Just as Detroit’s cars are making strides, the full-size pickup market is coming back. Led by rebounding demand for F-Series, the best-selling vehicle line in the U.S. for 31 years, large trucks’ share of the U.S. auto market climbed to 11.7 percent in the first quarter, from 10.6 percent a year earlier, according to researcher Autodata Corp.
As the Japanese yen declines in value, strong truck products become increasingly crucial for Ford. Trucks are the “first barrier of defense” against a yen that has nearly weakened beyond 100 per dollar for the first time in four years, Citigroup’s Michaeli said.
Toyota surged 38 percent this year in Tokyo trading, Nissan Motor Co. increased 27 percent and Honda rose 23 percent as the Bank of Japan’s deflation-fighting measures fuel the yen’s longest streak of monthly losses in more than a decade. Ford, by comparison, picked up 0.8 percent this year though yesterday, while GM gained 1.5 percent.
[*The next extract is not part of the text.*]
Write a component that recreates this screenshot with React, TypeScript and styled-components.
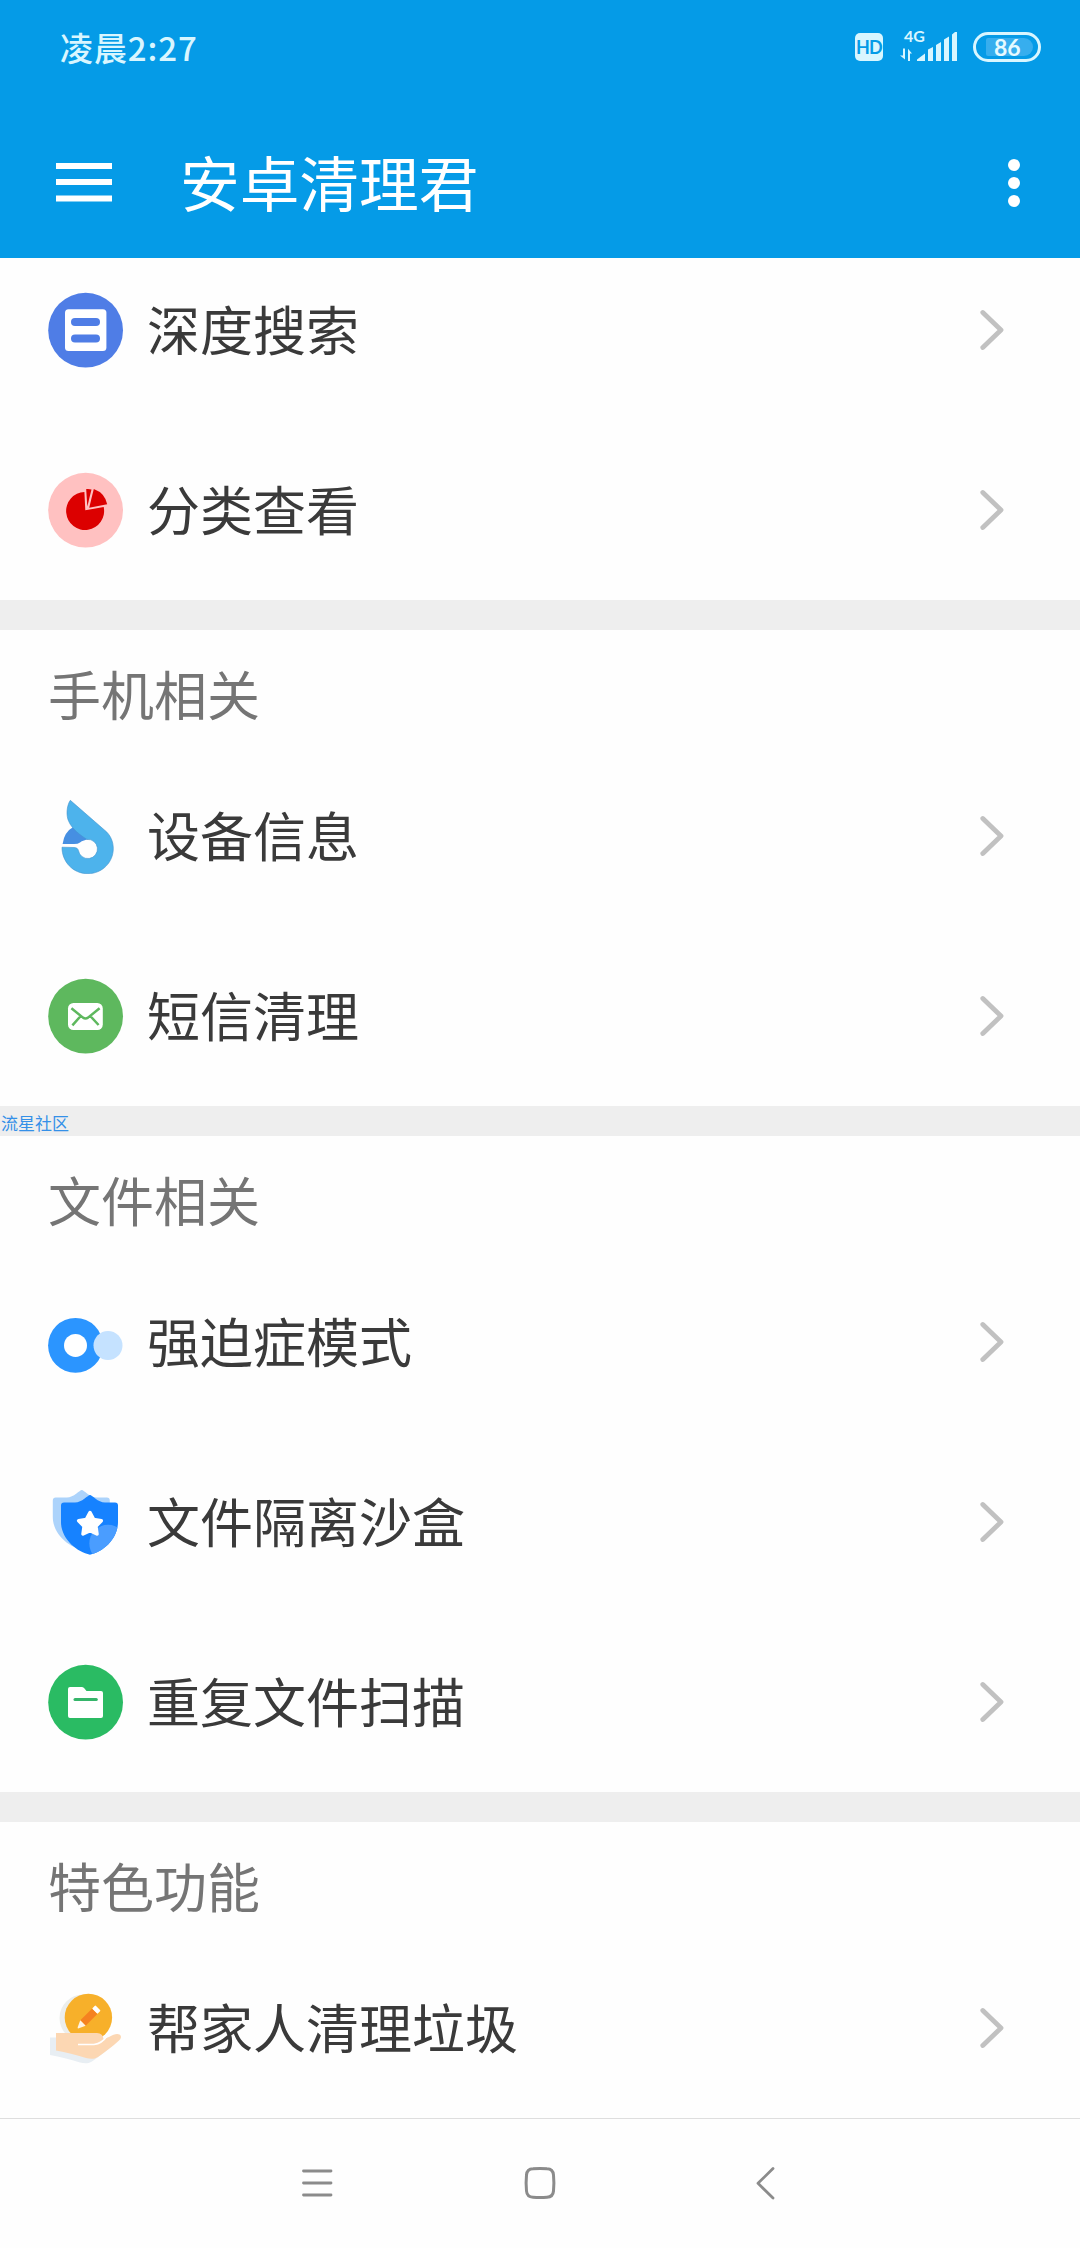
import React from "react";
import styled, { createGlobalStyle } from "styled-components";

const GlobalStyle = createGlobalStyle`
  * { box-sizing: border-box; }
  body {
    margin: 0;
    background: #fefefe;
    font-family: "Noto Sans CJK SC", "Noto Sans", sans-serif;
  }
`;

const Screen = styled.div`
  display: flex;
  flex-direction: column;
  width: 1080px;
  height: 2248px;
  overflow: hidden;
  background: #fefefe;
`;

const Header = styled.header`
  display: flex;
  flex-direction: column;
  flex: none;
  height: 258px;
  background: #059be7;
`;

const StatusBar = styled.div`
  display: flex;
  align-items: center;
  justify-content: space-between;
  height: 94px;
  padding: 0 39px 0 60px;
`;

const Clock = styled.span`
  font-size: 33px;
  font-weight: 500;
  line-height: 48px;
  color: #d9f6ff;
  letter-spacing: 0.9px;
`;

const StatusIcons = styled.div`
  display: flex;
  align-items: center;
`;

const HdBadge = styled.span`
  display: flex;
  align-items: center;
  justify-content: center;
  width: 28px;
  height: 28px;
  margin-right: 17px;
  border-radius: 5px;
  background: #d9f6ff;
  color: #059be7;
  font: 700 18px/28px Lato, sans-serif;
  letter-spacing: -0.8px;
`;

const Signal = styled.div`
  display: flex;
  flex-direction: column;
  width: 57px;
  height: 34px;
  margin-right: 16px;
`;

const Network = styled.span`
  height: 0;
  padding-left: 4px;
  color: #d9f6ff;
  font: 700 16px/12px Lato, sans-serif;
`;

const Battery = styled.span`
  display: flex;
  align-items: center;
  justify-content: center;
  width: 68px;
  height: 30px;
  padding: 0 5px 0 10px;
  border: 3px solid #d9f6ff;
  border-radius: 15px;
`;

const BatteryLevel = styled.span`
  display: flex;
  align-items: center;
  width: 49px;
  height: 18px;
  padding-left: 8px;
  border-radius: 2px 9px 9px 2px;
  background: #37aeee;
  color: #e6faff;
  font: 700 23px/18px Lato, sans-serif;
`;

const Toolbar = styled.div`
  display: flex;
  align-items: center;
  height: 164px;
  padding: 14px 60px 0 56px;
`;

const Title = styled.h1`
  flex: 1;
  margin: 0 0 4px 68px;
  color: #fff;
  font-size: 59.7px;
  font-weight: 400;
  line-height: 88px;
`;

const Content = styled.main`
  display: flex;
  flex: none;
  flex-direction: column;
  height: 1860px;
`;

const Section = styled.section<{ $clipped?: boolean }>`
  display: flex;
  flex: none;
  flex-direction: column;
  justify-content: flex-end;
  height: ${(p) => (p.$clipped ? "342px" : "auto")};
  overflow: hidden;
`;

const SectionTitle = styled.h2`
  height: 116px;
  margin: 0;
  padding: 24px 0 0 48px;
  color: #757575;
  font-size: 53px;
  font-weight: 400;
  line-height: 78px;
`;

const Divider = styled.div`
  display: flex;
  flex: none;
  align-items: flex-end;
  height: 30px;
  padding: 0 0 3px 1px;
  background: #eee;
`;

const Watermark = styled.span`
  color: #3490e8;
  font-size: 17px;
  font-weight: 400;
  line-height: 20px;
`;

const Row = styled.div`
  display: flex;
  flex: none;
  align-items: center;
  height: 180px;
  padding: 0 75px 0 48px;
`;

const Label = styled.span`
  flex: 1;
  margin: 0 0 4px 23px;
  color: #3a3a3a;
  font-size: 53px;
  line-height: 78px;
`;

const NavBar = styled.nav`
  display: grid;
  flex: none;
  grid-template-columns: 34px 34px 20px;
  align-items: center;
  column-gap: 189px;
  height: 130px;
  padding: 0 0 2px 300px;
  border-top: 1px solid #dedede;
`;

const BackIcon = styled.svg`
  margin-left: 10px;
`;

const ItemSvg = ({ children }: { children: React.ReactNode }) => (
  <svg width="76" height="76" viewBox="0 0 76 76" fill="none">
    {children}
  </svg>
);

const SearchIcon = () => (
  <ItemSvg>
    <circle cx="37.6" cy="38.2" r="37.4" fill="#4f7de6" />
    <rect x="17" y="17.3" width="41.4" height="41.6" rx="3.5" fill="#fff" />
    <rect x="23" y="26" width="29" height="8" rx="4" fill="#4f7de6" />
    <rect x="23" y="42.4" width="29" height="8" rx="4" fill="#4f7de6" />
  </ItemSvg>
);

const PieIcon = () => (
  <ItemSvg>
    <circle cx="37.6" cy="38.2" r="37.4" fill="#ffc1c1" />
    <g fill="#dc0000">
      <path d="M37.3 38.3L36.4 20A19 19 0 1 0 55.7 35Z" />
      <path d="M38.2 17Q41 16.7 43.5 17.4L39.3 34.5Z" />
      <path d="M45.8 16.9Q57 21 59.2 32.3L41.2 35.8Z" />
    </g>
  </ItemSvg>
);

const DeviceIcon = () => (
  <ItemSvg>
    <path d="M14.6 46Q16 34 26 28.5L42 41Q35 42 32 44.5Q30 46 26 46Z" fill="#468fe2" />
    <path
      d="M22.3 2.3C18.5 8 18 18 20.8 23.5C24 31 32 37 39 41.4A9.6 9.6 0 1 1 30.4 52.5C30 50.5 28.5 49.6 26 49.5L14 49.2C13.8 63.5 25 75.7 39.7 75.7C54 75.7 65.3 64.5 65.3 50.5C65.3 43 62 36.5 57 32.5Z"
      fill="#4db3ec"
      stroke="#4393cf"
      strokeWidth="0.6"
    />
  </ItemSvg>
);

const MailIcon = () => (
  <ItemSvg>
    <circle cx="37.6" cy="38.2" r="37.4" fill="#5eb85e" />
    <rect x="20" y="25" width="34.8" height="27" rx="5.5" fill="#fff" />
    <path
      d="M23.4 30.2L35 39.6Q37.5 41.2 40 39.6L51.6 30.2M32.3 38.5L24.4 47.3M42.7 38.5L50.6 47"
      stroke="#5eb85e"
      strokeWidth="2.5"
    />
  </ItemSvg>
);

const ModeIcon = () => (
  <ItemSvg>
    <circle cx="27.5" cy="41.4" r="27.4" fill="#2b95ff" />
    <circle cx="27.5" cy="41.4" r="11.5" fill="#fff" />
    <circle cx="60" cy="41.5" r="14.5" fill="#c5e2ff" />
  </ItemSvg>
);

const SHIELD =
  "M42 11C44 11 50 18.5 57 18.5L67 18.5Q70 18.5 70 21.5L70 38C70 55 55 68 42 70.7C29 68 13 55 13 38L13 21.5Q13 18.5 16 18.5L27 18.5C34 18.5 40 11 42 11Z";

const ShieldIcon = () => (
  <ItemSvg>
    <path d={SHIELD} transform="translate(-8.2 -5)" fill="#acd3fb" />
    <clipPath id="shield">
      <path d={SHIELD} />
    </clipPath>
    <path d={SHIELD} fill="#1682ff" />
    <circle cx="60" cy="59.5" r="18.7" fill="#4a9dff" clipPath="url(#shield)" />
    <path
      d="M42 28.5L45.6 35.4L53.3 36.7L47.9 42.3L49 50L42 46.6L35 50L36.1 42.3L30.7 36.7L38.4 35.4Z"
      fill="#fff"
      stroke="#fff"
      strokeWidth="3.5"
      strokeLinejoin="round"
    />
  </ItemSvg>
);

const FolderIcon = () => (
  <ItemSvg>
    <circle cx="37.6" cy="38.2" r="37.4" fill="#2abb63" />
    <path
      d="M22 23H34Q35.5 23 36.5 24.5L38.5 27H53Q55 27 55 29V52Q55 54 53 54H22Q20 54 20 52V25Q20 23 22 23Z"
      fill="#fff"
    />
    <path d="M27 35.5H48.3" stroke="#35b56a" strokeWidth="3" strokeLinecap="round" />
  </ItemSvg>
);

const HAND =
  "M8 43H49Q55 43.5 55.500 49L61 47C66 43.5 70 43.5 71.5 44.5C74 46 73 49 71 50.5C64 57 56 62.5 50 67C46 69.5 42 69 38 68C28 65 18 62 8 60.5Z";

const HandIcon = () => (
  <ItemSvg>
    <circle cx="35" cy="28" r="23.5" fill="#eceeec" />
    <path d={HAND} transform="translate(-6 4.5)" fill="#e8eef3" />
    <circle cx="40.4" cy="27.4" r="23.7" fill="#f7b02a" />
    <path d={HAND} fill="#fcd7b3" />
    <path d="M30 54.5H46Q54 53.5 59 46" stroke="#fff" strokeWidth="1.6" />
    <g transform="translate(40.5 27.5) rotate(45)">
      <rect x="-3.8" y="-13.5" width="7.6" height="4.8" rx="1" fill="#fff" />
      <rect x="-3.8" y="-8.7" width="7.6" height="16.5" fill="#f58220" />
      <path d="M-3.8 7.8H3.8L0.8 14.5Q0 15.8 -0.8 14.5Z" fill="#fff3e2" />
    </g>
  </ItemSvg>
);

const Chevron = () => (
  <svg width="25" height="42" viewBox="0 0 25 42" fill="none">
    <path
      d="M2.8 3.5L21 21L2.8 38.5"
      stroke="#c1c1c1"
      strokeWidth="4.8"
      strokeLinecap="round"
      strokeLinejoin="round"
    />
  </svg>
);

const SignalBars = () => (
  <svg width="57" height="34" viewBox="0 0 57 34" fill="#d9f6ff">
    <path d="M0 25.5L5 29.5V18.5H3V25.5ZM8 31V18.8L12 23.5H10V31Z" />
    <path d="M17 31V29.5L25 23.5V31ZM28 31V19.5L33 17V31ZM36 31V15L41 12V31ZM44 31V9.5L49 6.5V31ZM52 31V4.5L55 2H57V31Z" />
  </svg>
);

type Item = { icon: React.ComponentType; label: string };
type Group = { title?: string; mark?: string; items: Item[] };

const groups: Group[] = [
  {
    items: [
      { icon: SearchIcon, label: "深度搜索" },
      { icon: PieIcon, label: "分类查看" },
    ],
  },
  {
    title: "手机相关",
    mark: "流星社区",
    items: [
      { icon: DeviceIcon, label: "设备信息" },
      { icon: MailIcon, label: "短信清理" },
    ],
  },
  {
    title: "文件相关",
    items: [
      { icon: ModeIcon, label: "强迫症模式" },
      { icon: ShieldIcon, label: "文件隔离沙盒" },
      { icon: FolderIcon, label: "重复文件扫描" },
    ],
  },
  {
    title: "特色功能",
    items: [{ icon: HandIcon, label: "帮家人清理垃圾" }],
  },
];

export default function App() {
  return (
    <>
      <GlobalStyle />
      <Screen>
        <Header>
          <StatusBar>
            <Clock>凌晨2:27</Clock>
            <StatusIcons>
              <HdBadge>HD</HdBadge>
              <Signal>
                <Network>4G</Network>
                <SignalBars />
              </Signal>
              <Battery>
                <BatteryLevel>86</BatteryLevel>
              </Battery>
            </StatusIcons>
          </StatusBar>
          <Toolbar>
            <svg width="56" height="40" viewBox="0 0 56 40" fill="#fff">
              <path d="M0 0h56v6H0zM0 16h56v6H0zM0 32.5h56v6H0z" />
            </svg>
            <Title>安卓清理君</Title>
            <svg width="12" height="50" viewBox="0 0 12 50" fill="#fff">
              <circle cx="6" cy="7" r="6" />
              <circle cx="6" cy="25" r="6" />
              <circle cx="6" cy="43" r="6" />
            </svg>
          </Toolbar>
        </Header>
        <Content>
          {groups.map((group, i) => (
            <React.Fragment key={i}>
              <Section $clipped={!group.title}>
                {group.title && <SectionTitle>{group.title}</SectionTitle>}
                {group.items.map(({ icon: Icon, label }) => (
                  <Row key={label}>
                    <Icon />
                    <Label>{label}</Label>
                    <Chevron />
                  </Row>
                ))}
              </Section>
              {i < groups.length - 1 && (
                <Divider>{group.mark && <Watermark>{group.mark}</Watermark>}</Divider>
              )}
            </React.Fragment>
          ))}
        </Content>
        <NavBar>
          <svg width="34" height="36" viewBox="0 0 34 36" stroke="#8b8b8b" strokeWidth="2.8" strokeLinecap="round">
            <path d="M3.5 6H31M3.5 18H31M3.5 30H31" />
          </svg>
          <svg width="34" height="36" viewBox="0 0 34 36" fill="none" stroke="#8b8b8b" strokeWidth="3">
            <path d="M10 3.8Q17 3.3 24 3.8Q30 4 30.5 10Q31.3 18 30.5 26Q30 32 24 32.2Q17 32.8 10 32.2Q4 32 3.5 26Q2.7 18 3.5 10Q4 4 10 3.8Z" />
          </svg>
          <BackIcon width="20" height="36" viewBox="0 0 20 36" fill="none" stroke="#8b8b8b" strokeWidth="2.8" strokeLinecap="round">
            <path d="M17 3.5L2 18.3L17 33" strokeLinejoin="round" />
          </BackIcon>
        </NavBar>
      </Screen>
    </>
  );
}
Ford climbed 2.3 percent to $13.36 at the close in New York, and GM rose 2.1 percent to $29.85.
“The yen can go to 110, but there’s not much they can do to disrupt what will be a tremendous out-performance of pickup truck sales relative to the market,” Michaeli said. “In the next 12 months, there will be an arm wrestle between a weak yen and pickups. We think pickups will win that arm wrestle.”
Other currency moves, led by Venezuela’s devaluation in February, and trade restrictions by Brazil and Argentina also are denting Ford’s results in South America. The company has said it will lose about $300 million there this quarter.
Ford has forecast it will lose about $2 billion in Europe this year, compared with a loss last year of about $1.75 billion.
The losses in Europe and South America may spur a drop in operating profit per share to 37 cents, the average of 17 estimates compiled by Bloomberg, from 39 cents a year earlier.
The bright side for future results is that much of the money Ford will lose in Europe over the near term won’t be repeated, said Adam Jonas, an auto analyst at Morgan Stanley. The three European factories Ford plans to shutter by 2014 are leading to disruptions across its network of plants as production is consolidated, Jonas said by telephone. Those three closures will eventually save Ford $500 million a year.
Ford has deferred by a year the introduction in Europe of the Mondeo, sold in the U.S. as the Fusion, because it’s now built at one of the plants due to be shut, at a cost of about $200 million, Jonas said. And the company faces about $400 million of accelerated depreciation this year that will not recur once the three factories close, he said.
Europe is “a very controlled mess for Ford,” said Jonas, who is based in New York and rates the shares the equivalent of a buy. “Ford is very blunt about how weak the market is, but they are very confident and excited about the improvement that is going to come.”
That leaves the luxury market, which remains one of the company’s biggest headaches. Sales for its Lincoln line plunged in January to the brand’s worst monthly showing in almost 32 years as production of the MKZ sedan was slowed for quality checks. Ford said supply would be up to normal this month.
Lincoln deliveries in the first quarter fell 24 percent from a year earlier, the most of any brand with at least 100 sales, to 15,899. A single car in Toyota’s premium Lexus line -- the ES sedan -- outsold the entire Lincoln brand by itself in the first three months of the year.
Still, Ford’s renewed car and truck lineup has it faring better than it has in years.
Ford “can be competitive regardless of where a customer wants to come into the market, whether it’s at the entry level, the truck level or the crossover/SUV level,” Kevin Tynan, an auto analyst for Bloomberg Industries in Skillman, New Jersey, said in a telephone interview.